Problem: Provide an exact copy of the data, excluding the images.

Stored records:
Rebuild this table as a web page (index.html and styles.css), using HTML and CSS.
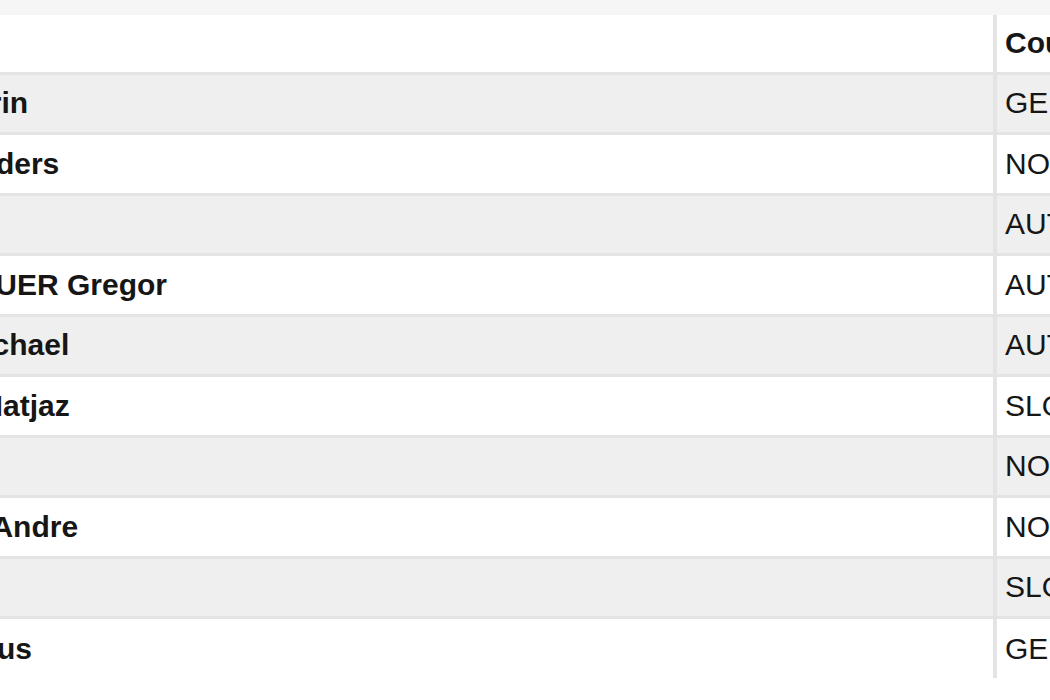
FILE: index.html
```html
<!DOCTYPE html>
<html lang="en">
<head>
<meta charset="utf-8">
<title>Results</title>
<link rel="stylesheet" href="styles.css">
</head>
<body>
<div class="topbar"></div>
<div class="viewport">
  <table class="results">
    <colgroup>
      <col class="col-name">
      <col class="col-country">
    </colgroup>
    <thead>
      <tr><th class="name">Name</th><th class="country">Country</th></tr>
    </thead>
    <tbody>
      <tr><td class="name">FREITAG Severin</td><td class="country">GER</td></tr>
      <tr><td class="name">JACOBSEN Anders</td><td class="country">NOR</td></tr>
      <tr><td class="name">KOCH Martin</td><td class="country">AUT</td></tr>
      <tr><td class="name">SCHLIERENZAUER Gregor</td><td class="country">AUT</td></tr>
      <tr><td class="name">HAYBOECK Michael</td><td class="country">AUT</td></tr>
      <tr><td class="name">PUNGERTAR Matjaz</td><td class="country">SLO</td></tr>
      <tr><td class="name">VELTA Rune</td><td class="country">NOR</td></tr>
      <tr><td class="name">TANDE Daniel-Andre</td><td class="country">NOR</td></tr>
      <tr><td class="name">PREVC Peter</td><td class="country">SLO</td></tr>
      <tr><td class="name">KRAUSS Marinus</td><td class="country">GER</td></tr>
    </tbody>
  </table>
</div>
</body>
</html>
```
FILE: styles.css
```css
html, body {
  margin: 0;
  padding: 0;
  background: #ffffff;
}
body {
  font-family: "Liberation Sans", Arial, sans-serif;
  color: #161616;
  width: 1050px;
  height: 700px;
  overflow: hidden;
}
.topbar {
  height: 15px;
  background: #f6f6f6;
}
.viewport {
  width: 1050px;
  overflow: hidden;
}
.results {
  margin-left: -226px;
  border-collapse: collapse;
  table-layout: fixed;
  width: 1420px;
  font-size: 30px;
}
.col-name { width: 1221px; }
.col-country { width: 199px; }
.results th,
.results td {
  height: 58px;
  padding: 0 0 0 8px;
  text-align: left;
  vertical-align: middle;
  white-space: nowrap;
  border-bottom: 3px solid #e4e4e4;
  box-sizing: border-box;
}
.results th {
  font-weight: bold;
  background: #ffffff;
}
.results td.name {
  font-weight: bold;
}
.results td.country {
  font-weight: normal;
}
.results .name {
  border-right: 4px solid #e4e4e4;
}
.results tbody tr {
  height: 60.5px;
}
.results tbody tr:nth-child(odd) td {
  background: #efefef;
}
.results tbody tr:last-child td {
  border-bottom: none;
}
```
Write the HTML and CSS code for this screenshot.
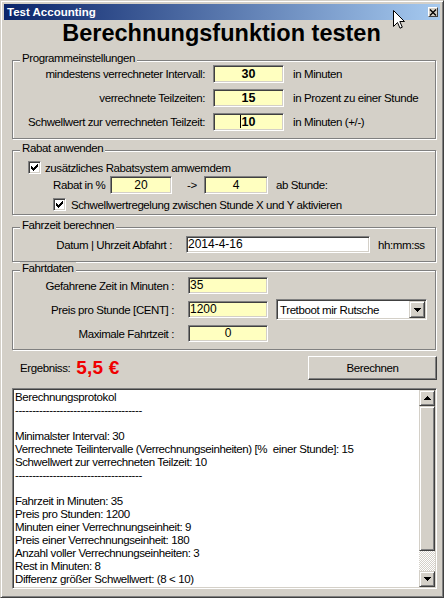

Correct answer:
Rebuild this table as a web page (index.html and styles.css), using HTML and CSS.
FILE: index.html
```html
<!DOCTYPE html>
<html lang="en">
<head>
<meta charset="utf-8">
<title>Results</title>
<link rel="stylesheet" href="styles.css">
</head>
<body>
<div class="topbar"></div>
<div class="viewport">
  <table class="results">
    <colgroup>
      <col class="col-name">
      <col class="col-country">
    </colgroup>
    <thead>
      <tr><th class="name">Name</th><th class="country">Country</th></tr>
    </thead>
    <tbody>
      <tr><td class="name">FREITAG Severin</td><td class="country">GER</td></tr>
      <tr><td class="name">JACOBSEN Anders</td><td class="country">NOR</td></tr>
      <tr><td class="name">KOCH Martin</td><td class="country">AUT</td></tr>
      <tr><td class="name">SCHLIERENZAUER Gregor</td><td class="country">AUT</td></tr>
      <tr><td class="name">HAYBOECK Michael</td><td class="country">AUT</td></tr>
      <tr><td class="name">PUNGERTAR Matjaz</td><td class="country">SLO</td></tr>
      <tr><td class="name">VELTA Rune</td><td class="country">NOR</td></tr>
      <tr><td class="name">TANDE Daniel-Andre</td><td class="country">NOR</td></tr>
      <tr><td class="name">PREVC Peter</td><td class="country">SLO</td></tr>
      <tr><td class="name">KRAUSS Marinus</td><td class="country">GER</td></tr>
    </tbody>
  </table>
</div>
</body>
</html>
```
FILE: styles.css
```css
html, body {
  margin: 0;
  padding: 0;
  background: #ffffff;
}
body {
  font-family: "Liberation Sans", Arial, sans-serif;
  color: #161616;
  width: 1050px;
  height: 700px;
  overflow: hidden;
}
.topbar {
  height: 15px;
  background: #f6f6f6;
}
.viewport {
  width: 1050px;
  overflow: hidden;
}
.results {
  margin-left: -226px;
  border-collapse: collapse;
  table-layout: fixed;
  width: 1420px;
  font-size: 30px;
}
.col-name { width: 1221px; }
.col-country { width: 199px; }
.results th,
.results td {
  height: 58px;
  padding: 0 0 0 8px;
  text-align: left;
  vertical-align: middle;
  white-space: nowrap;
  border-bottom: 3px solid #e4e4e4;
  box-sizing: border-box;
}
.results th {
  font-weight: bold;
  background: #ffffff;
}
.results td.name {
  font-weight: bold;
}
.results td.country {
  font-weight: normal;
}
.results .name {
  border-right: 4px solid #e4e4e4;
}
.results tbody tr {
  height: 60.5px;
}
.results tbody tr:nth-child(odd) td {
  background: #efefef;
}
.results tbody tr:last-child td {
  border-bottom: none;
}
```
Write the HTML and CSS code for this screenshot.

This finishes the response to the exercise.